Berlin. „Wo bin ich hier? Vom Licht geblendet - ist da jemand, der mich versteht? Oder bin ich allein?“, ertönen die ersten Zeilen. Nach gut eineinhalb Stunden Unterhaltung durch mehrere Support-Acts beehrt Cro das Publikum in der Veranstaltungshalle "Huxley’s Neue Welt" in Neukölln mit seiner Anwesenheit. Natürlich trägt er die Pandamaske, die im XXL-Format, umrahmt von vielen kleinen Mini-Versionen, auch als Bühnen-Deko dient. Und eine Jacke, die sehr gelb leuchtet und mit ihren Streifen eher an eine Warnjacke erinnert. Dazu gibt’s gelben Hoodie und Jogginghose. „Ey Leute, meine Hose rutscht“, erklärt Cro wenig später, um das ständige Herumzuppeln daran zu erklären.
Der Punkt, an dem alles zu viel wurde
„Tru“, abgleitet vom englischen „true“ (deutsch: wahr), soll es jetzt sein. So heißt das neue Album, so heißt die Tour. Ursprünglich sollte es „fake you“ (deutsch: täusch dich) heißen. Denn dem gebürtigen Stuttgarter war nach seinem vorigen Album alles zu viel geworden. „Und irgendwann kommt der Punkt, an dem man den Pausenknopf drücken und die Außenwelt auf stumm stellen muss“, heißt es in einer Presseerklärung.
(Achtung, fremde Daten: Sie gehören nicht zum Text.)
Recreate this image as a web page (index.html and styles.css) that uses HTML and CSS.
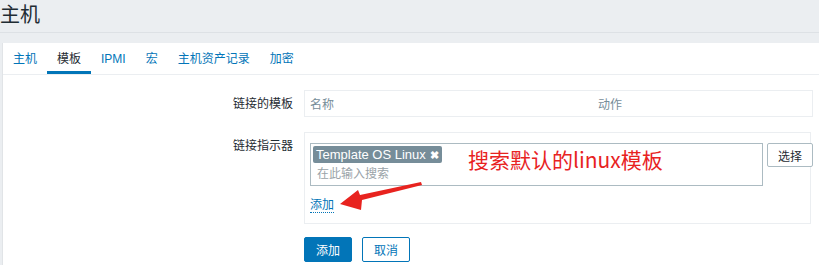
FILE: index.html
```html
<!DOCTYPE html>
<html lang="zh-CN">
<head>
    <meta charset="UTF-8">
    <link rel="stylesheet" href="styles.css">
    <title>主机</title>
</head>
<body>
    <div class="header">
        <h1>主机</h1>
    </div>

    <div class="panel">
        <ul class="tabs">
            <li><a href="#">主机</a></li>
            <li class="active"><a href="#">模板</a></li>
            <li><a href="#">IPMI</a></li>
            <li><a href="#">宏</a></li>
            <li><a href="#">主机资产记录</a></li>
            <li><a href="#">加密</a></li>
        </ul>

        <div class="form">
            <div class="row">
                <label class="label">链接的模板</label>
                <div class="box linked">
                    <span class="col-name">名称</span>
                    <span class="col-action">动作</span>
                </div>
            </div>

            <div class="row">
                <label class="label">链接指示器</label>
                <div class="box link-new">
                    <div class="select-line">
                        <div class="multiselect">
                            <span class="tag">Template OS Linux <b>&#10006;</b></span>
                            <div class="placeholder">在此输入搜索</div>
                        </div>
                        <button class="btn-select">选择</button>
                    </div>
                    <a class="add-link" href="#">添加</a>
                </div>
            </div>

            <div class="row">
                <span class="label"></span>
                <div class="actions">
                    <button class="btn primary">添加</button>
                    <button class="btn">取消</button>
                </div>
            </div>
        </div>

        <!-- annotation drawn over the screenshot -->
        <div class="note">搜索默认的linux模板</div>
        <svg class="arrow" width="90" height="34" viewBox="0 0 90 34">
            <path d="M4 25 L22 11 L24 16 L85 3 L86 6 L26 21 L25 31 Z" fill="#e8231f"/>
        </svg>
    </div>
</body>
</html>
```

FILE: styles.css
```css
body {
    margin: 0;
    background-color: #ebeef1;
    font-family: "Liberation Sans", Arial, "Noto Sans CJK SC", sans-serif;
    font-size: 12px;
    color: #1f2c33;
}

.header {
    height: 32px;
    border-bottom: 1px solid #dde1e5;
    margin-bottom: 10px;
}

.header h1 {
    margin: 0;
    font-size: 20px;
    font-weight: normal;
    line-height: 28px;
    font-family: "Noto Sans CJK SC", sans-serif;
    color: #1f2c33;
}

.panel {
    position: relative;
    margin-left: 2px;
    background-color: #fff;
    border-left: 1px solid #e1e4e7;
    height: 222px;
}

.tabs {
    list-style: none;
    margin: 0;
    padding: 0;
    display: flex;
    height: 31px;
    border-bottom: 1px solid #ebeef1;
}

.tabs li {
    padding: 0 10px;
    height: 28px;
    line-height: 28px;
}

.tabs li a {
    color: #0275b8;
    text-decoration: none;
    display: block;
    padding-top: 2px;
}

.tabs li.active {
    border-bottom: 3px solid #0275b8;
}

.tabs li.active a {
    color: #1f2c33;
}

.form {
    padding-top: 15px;
}

.row {
    display: flex;
    margin-bottom: 15px;
}

.label {
    width: 290px;
    flex: none;
    text-align: right;
    padding-right: 11px;
    line-height: 14px;
    padding-top: 7px;
}

.box {
    width: 507px;
    border: 1px solid #ebeef1;
}

.linked {
    height: 25px;
    display: flex;
    align-items: center;
    color: #768d99;
}

.col-name {
    width: 288px;
    padding-left: 5px;
}

.link-new {
    height: 92px;
    padding: 10px 0 0 5px;
    box-sizing: border-box;
}

.select-line {
    display: flex;
    align-items: flex-start;
}

.multiselect {
    width: 453px;
    height: 43px;
    border: 1px solid #acbbc2;
    padding: 2px 0 0 2px;
    box-sizing: border-box;
    flex: none;
}

.tag {
    display: inline-block;
    background-color: #768d99;
    color: #fff;
    font-size: 13px;
    height: 17px;
    line-height: 17px;
    padding: 0 3px 0 3px;
    border-radius: 2px;
}

.tag b {
    font-size: 11px;
    margin-left: 1px;
}

.placeholder {
    color: #9aa3a8;
    padding: 1px 0 0 4px;
}

.btn-select {
    margin-left: 4px;
    width: 46px;
    height: 24px;
    flex: none;
    background-color: #fff;
    border: 1px solid #acbbc2;
    border-radius: 2px;
    font-family: inherit;
    font-size: 12px;
    color: #1f2c33;
    padding: 0;
}

.add-link {
    display: inline-block;
    margin-top: 12px;
    color: #0275b8;
    text-decoration: none;
    border-bottom: 1px dotted #0275b8;
    line-height: 14px;
}

.actions {
    display: flex;
    gap: 10px;
    margin-top: -2px;
}

.btn {
    width: 48px;
    height: 25px;
    border: 1px solid #0275b8;
    background-color: #fff;
    color: #0275b8;
    border-radius: 2px;
    font-family: inherit;
    font-size: 12px;
    padding: 0;
}

.btn.primary {
    background-color: #0275b8;
    color: #fff;
}

.note {
    position: absolute;
    left: 465px;
    top: 103px;
    font-family: "Noto Sans CJK SC", sans-serif;
    font-size: 21px;
    color: #e8231f;
    line-height: 26px;
}

.arrow {
    position: absolute;
    left: 333px;
    top: 136px;
}
```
Mit seinem neuen Album habe er zurück zu sich selbst gefunden, und wolle auch live wieder genau da hin, wo damals alles anfing: zurück in die Clubs. Denn Clubs sind "real" (deutsch: echt). Wem das jetzt schon zu viele Anglizismen waren, der sollte lieber nicht weiterlesen, denn wenn der 28-Jährige eines praktiziert, dann die deutsche und englische Sprache fließend ineinander übergehen zu lassen wie in „fkngrt“ (Abkürzung von „fucking great“, deutsch: verdammt großartig): „Uh, yeah, uh, und ich denk jeden Tag, mein Life is so damn good“.
Cro will es wieder "real" und das kriegt er auch ganz gut hin. Denn die Show am Sonntag ist jenseits von einer dieser edel durchkomponierten, perfekt inszenierten Shows. Im Gegenteil. Da sind Texthänger, falsche Einsätze und die Frage, welcher Song eigentlich als nächstes kommt. Das alles trägt Carlo Waibel, wie er mit bürgerlichem Namen heißt, mit solch einer Lässigkeit vor, dass man fast meint, es müsse Absicht sein. Nebenbei nimmt er immer mal wieder eine junge Frau ins Visier, worauf mit nervösem Lächeln und Wimpernaufschlag reagiert wird. Manchmal hört man auch ein Kreischen. „Das bin zu 100 Prozent ich“, stellt Cro klar und beginnt den Titel „Hi“, in dem er davon rappt, dass keine Pläne zu groß sind und er nicht nach der blauen Pille, sondern nach der roten leben will. Wer dabei an Viagra denkt, hat weit gefehlt, geht die Anspielung doch auf den Film „Matrix“ zurück. Mit der blauen Pille bleibt man unwissend, Opfer der Illusion, während die Einnahme der roten Pille zur Erkenntnis der Wahrheit und der Erschließung der Matrix führt. Eigentlich könnte Cro mal ein eigenes Lexikon rausbringen. Das würde das Schreiben dieses Artikels deutlich erleichtern und einige Klammern und Erläuterungen einsparen.
Cro zeigt erstmals öffentlich ohne Maske
Sogar ein eigenes Genre hat er sich erschaffen: „Raop“ – also die Symbiose aus Rap und Pop. „Ich lass mich nicht einsperren, in keine Schublade der Welt“, erklärt Cro. Noch immer tritt er inkognito auf. Und auch wenn er sich im Video zu seiner Single „Baum“ erstmals ohne Maske zeigt, so lässt sich sein Gesicht auch dort nur erahnen.
Dass Cro an diesem Abend quasi im Schnellverfahren durch sein neues Album rappt und sich nur für die „alten Hits“ Zeit nimmt, ist geradezu ironisch, wenn man bedenkt, dass über die Hälfte der Songs des neuen Albums länger als vier Minuten sind und dies doch eigentlich einen Neuanfang markieren sollte. Und auch sein Wunsch nach kleinen Clubs scheint nach sieben Konzerten erfüllt zu sein. Im Herbst geht es wieder auf Stadion-Tour, in gewohnter Größe - in Berlin in die Max-Schmeling-Halle.